Records for processing

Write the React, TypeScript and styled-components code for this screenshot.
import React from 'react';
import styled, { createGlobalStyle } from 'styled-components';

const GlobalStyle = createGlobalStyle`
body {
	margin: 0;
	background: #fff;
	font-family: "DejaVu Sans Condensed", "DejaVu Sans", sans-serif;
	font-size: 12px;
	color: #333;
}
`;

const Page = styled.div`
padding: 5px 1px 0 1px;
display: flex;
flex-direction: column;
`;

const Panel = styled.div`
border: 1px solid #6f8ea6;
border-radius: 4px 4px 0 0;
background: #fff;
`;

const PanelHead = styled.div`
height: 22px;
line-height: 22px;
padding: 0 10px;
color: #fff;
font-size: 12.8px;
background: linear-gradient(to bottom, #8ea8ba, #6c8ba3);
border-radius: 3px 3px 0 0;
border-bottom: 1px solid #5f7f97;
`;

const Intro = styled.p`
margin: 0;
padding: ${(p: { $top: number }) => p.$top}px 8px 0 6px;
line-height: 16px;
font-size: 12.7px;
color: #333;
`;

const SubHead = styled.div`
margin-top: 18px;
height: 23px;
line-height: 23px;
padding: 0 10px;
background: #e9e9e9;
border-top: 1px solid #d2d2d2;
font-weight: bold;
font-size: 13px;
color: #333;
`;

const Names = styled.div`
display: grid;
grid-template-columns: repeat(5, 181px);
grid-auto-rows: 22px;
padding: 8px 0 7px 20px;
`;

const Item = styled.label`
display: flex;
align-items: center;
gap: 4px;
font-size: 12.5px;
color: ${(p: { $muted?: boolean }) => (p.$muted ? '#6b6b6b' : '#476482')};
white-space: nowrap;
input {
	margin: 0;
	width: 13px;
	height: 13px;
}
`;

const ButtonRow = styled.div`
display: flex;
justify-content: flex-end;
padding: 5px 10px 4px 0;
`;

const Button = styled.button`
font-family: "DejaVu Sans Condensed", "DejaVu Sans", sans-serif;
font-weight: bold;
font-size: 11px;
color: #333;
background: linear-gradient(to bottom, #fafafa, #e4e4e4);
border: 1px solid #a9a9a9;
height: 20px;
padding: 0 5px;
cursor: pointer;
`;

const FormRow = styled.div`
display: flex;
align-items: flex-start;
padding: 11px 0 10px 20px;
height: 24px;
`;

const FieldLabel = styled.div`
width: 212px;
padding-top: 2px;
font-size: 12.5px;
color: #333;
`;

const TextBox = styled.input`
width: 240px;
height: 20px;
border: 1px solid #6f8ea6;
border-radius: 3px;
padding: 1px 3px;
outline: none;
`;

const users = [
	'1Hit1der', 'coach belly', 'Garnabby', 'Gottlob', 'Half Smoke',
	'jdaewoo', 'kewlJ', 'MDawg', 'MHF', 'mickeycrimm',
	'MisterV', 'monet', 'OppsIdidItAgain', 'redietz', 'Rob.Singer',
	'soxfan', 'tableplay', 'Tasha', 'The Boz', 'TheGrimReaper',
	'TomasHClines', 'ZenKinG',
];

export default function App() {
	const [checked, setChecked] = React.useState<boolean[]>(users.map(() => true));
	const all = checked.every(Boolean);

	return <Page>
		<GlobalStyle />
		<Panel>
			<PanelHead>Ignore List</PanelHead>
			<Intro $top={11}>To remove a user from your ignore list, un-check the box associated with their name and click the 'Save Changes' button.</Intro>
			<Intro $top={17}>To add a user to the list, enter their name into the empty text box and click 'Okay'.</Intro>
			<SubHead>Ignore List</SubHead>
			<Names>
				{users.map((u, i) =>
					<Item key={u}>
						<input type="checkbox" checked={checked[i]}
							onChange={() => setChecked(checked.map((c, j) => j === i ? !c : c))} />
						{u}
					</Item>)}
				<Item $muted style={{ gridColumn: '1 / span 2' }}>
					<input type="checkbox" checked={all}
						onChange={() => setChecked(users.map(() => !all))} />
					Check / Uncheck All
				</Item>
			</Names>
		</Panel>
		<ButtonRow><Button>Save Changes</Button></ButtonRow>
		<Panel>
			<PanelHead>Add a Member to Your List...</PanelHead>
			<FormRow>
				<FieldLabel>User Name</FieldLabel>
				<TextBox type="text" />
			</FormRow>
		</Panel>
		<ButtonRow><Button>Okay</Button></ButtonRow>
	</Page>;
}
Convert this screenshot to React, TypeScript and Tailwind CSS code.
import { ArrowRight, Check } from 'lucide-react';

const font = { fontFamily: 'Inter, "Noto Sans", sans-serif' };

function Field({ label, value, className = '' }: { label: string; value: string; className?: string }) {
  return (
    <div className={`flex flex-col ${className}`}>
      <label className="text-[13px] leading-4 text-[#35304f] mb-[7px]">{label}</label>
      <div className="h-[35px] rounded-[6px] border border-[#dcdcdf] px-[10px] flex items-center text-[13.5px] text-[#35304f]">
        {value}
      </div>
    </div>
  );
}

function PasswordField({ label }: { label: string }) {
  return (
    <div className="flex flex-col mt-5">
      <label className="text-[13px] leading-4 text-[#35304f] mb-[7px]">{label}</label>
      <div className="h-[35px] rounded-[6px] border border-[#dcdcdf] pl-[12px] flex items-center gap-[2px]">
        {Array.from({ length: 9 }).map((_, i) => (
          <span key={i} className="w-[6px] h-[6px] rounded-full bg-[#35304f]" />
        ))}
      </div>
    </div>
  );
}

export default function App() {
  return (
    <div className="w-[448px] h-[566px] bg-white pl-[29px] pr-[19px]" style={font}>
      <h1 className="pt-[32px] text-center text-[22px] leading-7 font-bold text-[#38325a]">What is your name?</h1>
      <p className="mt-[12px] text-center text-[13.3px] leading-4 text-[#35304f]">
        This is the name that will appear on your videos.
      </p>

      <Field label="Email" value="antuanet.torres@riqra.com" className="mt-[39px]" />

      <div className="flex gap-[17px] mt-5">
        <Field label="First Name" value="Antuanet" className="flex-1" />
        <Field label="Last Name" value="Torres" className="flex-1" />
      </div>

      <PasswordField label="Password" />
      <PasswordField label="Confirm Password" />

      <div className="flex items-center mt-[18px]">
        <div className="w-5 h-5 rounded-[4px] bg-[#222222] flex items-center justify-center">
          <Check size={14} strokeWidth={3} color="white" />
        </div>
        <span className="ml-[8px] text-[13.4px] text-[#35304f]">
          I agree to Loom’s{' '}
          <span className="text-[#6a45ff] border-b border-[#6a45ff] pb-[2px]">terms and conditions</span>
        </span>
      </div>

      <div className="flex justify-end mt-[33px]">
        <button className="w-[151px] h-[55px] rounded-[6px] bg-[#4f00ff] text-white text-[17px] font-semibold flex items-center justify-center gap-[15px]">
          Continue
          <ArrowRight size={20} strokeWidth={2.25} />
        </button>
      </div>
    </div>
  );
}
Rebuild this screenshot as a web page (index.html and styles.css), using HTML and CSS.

Exercise description
Write out the whole listing again. Match it word for word.

Answer to the problem
Write the React, TypeScript and styled-components code for this screenshot.
import React from 'react';
import styled, { createGlobalStyle } from 'styled-components';

const GlobalStyle = createGlobalStyle`
body {
	margin: 0;
	background: #fff;
	font-family: "DejaVu Sans Condensed", "DejaVu Sans", sans-serif;
	font-size: 12px;
	color: #333;
}
`;

const Page = styled.div`
padding: 5px 1px 0 1px;
display: flex;
flex-direction: column;
`;

const Panel = styled.div`
border: 1px solid #6f8ea6;
border-radius: 4px 4px 0 0;
background: #fff;
`;

const PanelHead = styled.div`
height: 22px;
line-height: 22px;
padding: 0 10px;
color: #fff;
font-size: 12.8px;
background: linear-gradient(to bottom, #8ea8ba, #6c8ba3);
border-radius: 3px 3px 0 0;
border-bottom: 1px solid #5f7f97;
`;

const Intro = styled.p`
margin: 0;
padding: ${(p: { $top: number }) => p.$top}px 8px 0 6px;
line-height: 16px;
font-size: 12.7px;
color: #333;
`;

const SubHead = styled.div`
margin-top: 18px;
height: 23px;
line-height: 23px;
padding: 0 10px;
background: #e9e9e9;
border-top: 1px solid #d2d2d2;
font-weight: bold;
font-size: 13px;
color: #333;
`;

const Names = styled.div`
display: grid;
grid-template-columns: repeat(5, 181px);
grid-auto-rows: 22px;
padding: 8px 0 7px 20px;
`;

const Item = styled.label`
display: flex;
align-items: center;
gap: 4px;
font-size: 12.5px;
color: ${(p: { $muted?: boolean }) => (p.$muted ? '#6b6b6b' : '#476482')};
white-space: nowrap;
input {
	margin: 0;
	width: 13px;
	height: 13px;
}
`;

const ButtonRow = styled.div`
display: flex;
justify-content: flex-end;
padding: 5px 10px 4px 0;
`;

const Button = styled.button`
font-family: "DejaVu Sans Condensed", "DejaVu Sans", sans-serif;
font-weight: bold;
font-size: 11px;
color: #333;
background: linear-gradient(to bottom, #fafafa, #e4e4e4);
border: 1px solid #a9a9a9;
height: 20px;
padding: 0 5px;
cursor: pointer;
`;

const FormRow = styled.div`
display: flex;
align-items: flex-start;
padding: 11px 0 10px 20px;
height: 24px;
`;

const FieldLabel = styled.div`
width: 212px;
padding-top: 2px;
font-size: 12.5px;
color: #333;
`;

const TextBox = styled.input`
width: 240px;
height: 20px;
border: 1px solid #6f8ea6;
border-radius: 3px;
padding: 1px 3px;
outline: none;
`;

const users = [
	'1Hit1der', 'coach belly', 'Garnabby', 'Gottlob', 'Half Smoke',
	'jdaewoo', 'kewlJ', 'MDawg', 'MHF', 'mickeycrimm',
	'MisterV', 'monet', 'OppsIdidItAgain', 'redietz', 'Rob.Singer',
	'soxfan', 'tableplay', 'Tasha', 'The Boz', 'TheGrimReaper',
	'TomasHClines', 'ZenKinG',
];

export default function App() {
	const [checked, setChecked] = React.useState<boolean[]>(users.map(() => true));
	const all = checked.every(Boolean);

	return <Page>
		<GlobalStyle />
		<Panel>
			<PanelHead>Ignore List</PanelHead>
			<Intro $top={11}>To remove a user from your ignore list, un-check the box associated with their name and click the 'Save Changes' button.</Intro>
			<Intro $top={17}>To add a user to the list, enter their name into the empty text box and click 'Okay'.</Intro>
			<SubHead>Ignore List</SubHead>
			<Names>
				{users.map((u, i) =>
					<Item key={u}>
						<input type="checkbox" checked={checked[i]}
							onChange={() => setChecked(checked.map((c, j) => j === i ? !c : c))} />
						{u}
					</Item>)}
				<Item $muted style={{ gridColumn: '1 / span 2' }}>
					<input type="checkbox" checked={all}
						onChange={() => setChecked(users.map(() => !all))} />
					Check / Uncheck All
				</Item>
			</Names>
		</Panel>
		<ButtonRow><Button>Save Changes</Button></ButtonRow>
		<Panel>
			<PanelHead>Add a Member to Your List...</PanelHead>
			<FormRow>
				<FieldLabel>User Name</FieldLabel>
				<TextBox type="text" />
			</FormRow>
		</Panel>
		<ButtonRow><Button>Okay</Button></ButtonRow>
	</Page>;
}
Convert this screenshot to React, TypeScript and Tailwind CSS code.
import { ArrowRight, Check } from 'lucide-react';

const font = { fontFamily: 'Inter, "Noto Sans", sans-serif' };

function Field({ label, value, className = '' }: { label: string; value: string; className?: string }) {
  return (
    <div className={`flex flex-col ${className}`}>
      <label className="text-[13px] leading-4 text-[#35304f] mb-[7px]">{label}</label>
      <div className="h-[35px] rounded-[6px] border border-[#dcdcdf] px-[10px] flex items-center text-[13.5px] text-[#35304f]">
        {value}
      </div>
    </div>
  );
}

function PasswordField({ label }: { label: string }) {
  return (
    <div className="flex flex-col mt-5">
      <label className="text-[13px] leading-4 text-[#35304f] mb-[7px]">{label}</label>
      <div className="h-[35px] rounded-[6px] border border-[#dcdcdf] pl-[12px] flex items-center gap-[2px]">
        {Array.from({ length: 9 }).map((_, i) => (
          <span key={i} className="w-[6px] h-[6px] rounded-full bg-[#35304f]" />
        ))}
      </div>
    </div>
  );
}

export default function App() {
  return (
    <div className="w-[448px] h-[566px] bg-white pl-[29px] pr-[19px]" style={font}>
      <h1 className="pt-[32px] text-center text-[22px] leading-7 font-bold text-[#38325a]">What is your name?</h1>
      <p className="mt-[12px] text-center text-[13.3px] leading-4 text-[#35304f]">
        This is the name that will appear on your videos.
      </p>

      <Field label="Email" value="antuanet.torres@riqra.com" className="mt-[39px]" />

      <div className="flex gap-[17px] mt-5">
        <Field label="First Name" value="Antuanet" className="flex-1" />
        <Field label="Last Name" value="Torres" className="flex-1" />
      </div>

      <PasswordField label="Password" />
      <PasswordField label="Confirm Password" />

      <div className="flex items-center mt-[18px]">
        <div className="w-5 h-5 rounded-[4px] bg-[#222222] flex items-center justify-center">
          <Check size={14} strokeWidth={3} color="white" />
        </div>
        <span className="ml-[8px] text-[13.4px] text-[#35304f]">
          I agree to Loom’s{' '}
          <span className="text-[#6a45ff] border-b border-[#6a45ff] pb-[2px]">terms and conditions</span>
        </span>
      </div>

      <div className="flex justify-end mt-[33px]">
        <button className="w-[151px] h-[55px] rounded-[6px] bg-[#4f00ff] text-white text-[17px] font-semibold flex items-center justify-center gap-[15px]">
          Continue
          <ArrowRight size={20} strokeWidth={2.25} />
        </button>
      </div>
    </div>
  );
}
Rebuild this screenshot as a web page (index.html and styles.css), using HTML and CSS.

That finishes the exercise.